Managers can easily review calls and pull out moments that matter in a structured way, especially those that focus on discovery, objections and follow-up. That makes it very useful for inside sales teams that are a) already disciplined about coaching and b) want better visibility into rep performance.
The platform can also track conversations across teams so managers can identify things like messaging gaps and recurring objections, as well as coaching opportunities, at scale. This kind of aggregated insight can be valuable if your organization wants to standardize sales behaviors across multiple regions.
Its main practical limitation lies in timing. Because Chorus works as a separate layer, feedback usually comes after a call instead of when it’s ongoing. This can be a real drawback for teams that want faster adoption with minimal moving parts. It’s a capable platform, but is much better-suited for retrospective analysis than in-the-moment sales coaching.
How to choose the best AI coaching software for your inside sales team

Start by identifying where coaching friction actually lives.
For instance, if your biggest problem is getting managers to review calls consistently, then a standalone platform like Mindtickle that’s mobilized for enablement operations may help. However, if the bigger issue is rep adoption and day-to-day usage, then phone-native coaching will usually win out.
Gong and Chorus are both strong options when the goal is deep post-call intelligence.

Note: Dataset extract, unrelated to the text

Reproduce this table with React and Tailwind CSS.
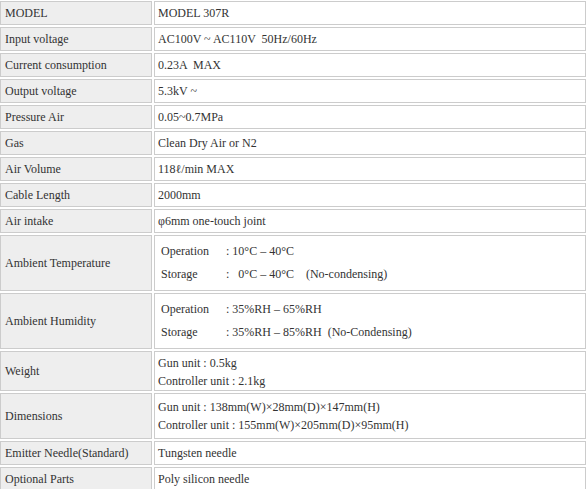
import React from 'react';

const simple = [
  ['MODEL', 'MODEL 307R'],
  ['Input voltage', 'AC100V ~ AC110V  50Hz/60Hz'],
  ['Current consumption', '0.23A  MAX'],
  ['Output voltage', '5.3kV ~'],
  ['Pressure Air', '0.05~0.7MPa'],
  ['Gas', 'Clean Dry Air or N2'],
  ['Air Volume', '118ℓ/min MAX'],
  ['Cable Length', '2000mm'],
  ['Air intake', 'φ6mm one-touch joint'],
];

function Label({ children, h }) {
  return (
    <div className={`${h} flex items-center pl-[4px] bg-[#eeeeee] border border-[#cccccc]`}>
      {children}
    </div>
  );
}

function Value({ children, h, className = '' }) {
  return (
    <div className={`${h} flex flex-col justify-center pl-[3px] bg-white border border-[#cccccc] ${className}`}>
      {children}
    </div>
  );
}

function Env({ rows }) {
  return (
    <div className="flex flex-col gap-[5px] pl-[3px] pb-[2px]">
      {rows.map(([k, v]) => (
        <div key={k} className="flex h-[18px] items-center">
          <span className="w-[65px]">{k}</span>
          <span className="whitespace-pre">{v}</span>
        </div>
      ))}
    </div>
  );
}

export default function App() {
  return (
    <div
      className="w-[587px] h-[489px] overflow-hidden bg-white text-[12px] text-[#333333]"
      style={{ fontFamily: '"Liberation Serif", "Times New Roman", serif' }}
    >
      <div className="grid grid-cols-[152px_432px] gap-[2px] pt-[1px]">
        {simple.map(([k, v]) => (
          <React.Fragment key={k}>
            <Label h="h-[24px]">{k}</Label>
            <Value h="h-[24px]">
              <span className="whitespace-pre">{v}</span>
            </Value>
          </React.Fragment>
        ))}

        <Label h="h-[56px]">Ambient Temperature</Label>
        <Value h="h-[56px]">
          <Env
            rows={[
              ['Operation', ': 10°C – 40°C'],
              ['Storage', ':   0°C – 40°C    (No-condensing)'],
            ]}
          />
        </Value>

        <Label h="h-[56px]">Ambient Humidity</Label>
        <Value h="h-[56px]">
          <Env
            rows={[
              ['Operation', ': 35%RH – 65%RH'],
              ['Storage', ': 35%RH – 85%RH  (No-Condensing)'],
            ]}
          />
        </Value>

        <Label h="h-[40px]">Weight</Label>
        <Value h="h-[40px]">
          <div className="leading-[18px] pt-[2px]">Gun unit : 0.5kg</div>
          <div className="leading-[18px]">Controller unit : 2.1kg</div>
        </Value>

        <Label h="h-[46px]">Dimensions</Label>
        <Value h="h-[46px]">
          <div className="leading-[18px]">Gun unit : 138mm(W)×28mm(D)×147mm(H)</div>
          <div className="leading-[18px]">Controller unit : 155mm(W)×205mm(D)×95mm(H)</div>
        </Value>

        <Label h="h-[24px]">Emitter Needle(Standard)</Label>
        <Value h="h-[24px]">Tungsten needle</Value>

        <Label h="h-[24px]">Optional Parts</Label>
        <Value h="h-[24px]">Poly silicon needle</Value>
      </div>
    </div>
  );
}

Aircall and Salesloft are better choices if your aim is to make coaching part of the call experience itself.
If your team already runs calls on a certain platform, like Aircall, then the case is clearer. If call scoring, whisper, monitoring, AI prompts, and summaries can all sit in the same environment, coaching is easier to adopt and operationalize.
For a B2B sales team, that kind of simplicity offers real value. It reduces tool sprawl and makes coaching feel like a natural part of selling instead of an extra step.
In a category where many AI tools promise intelligence, the real advantage often belongs to the one that removes the most friction.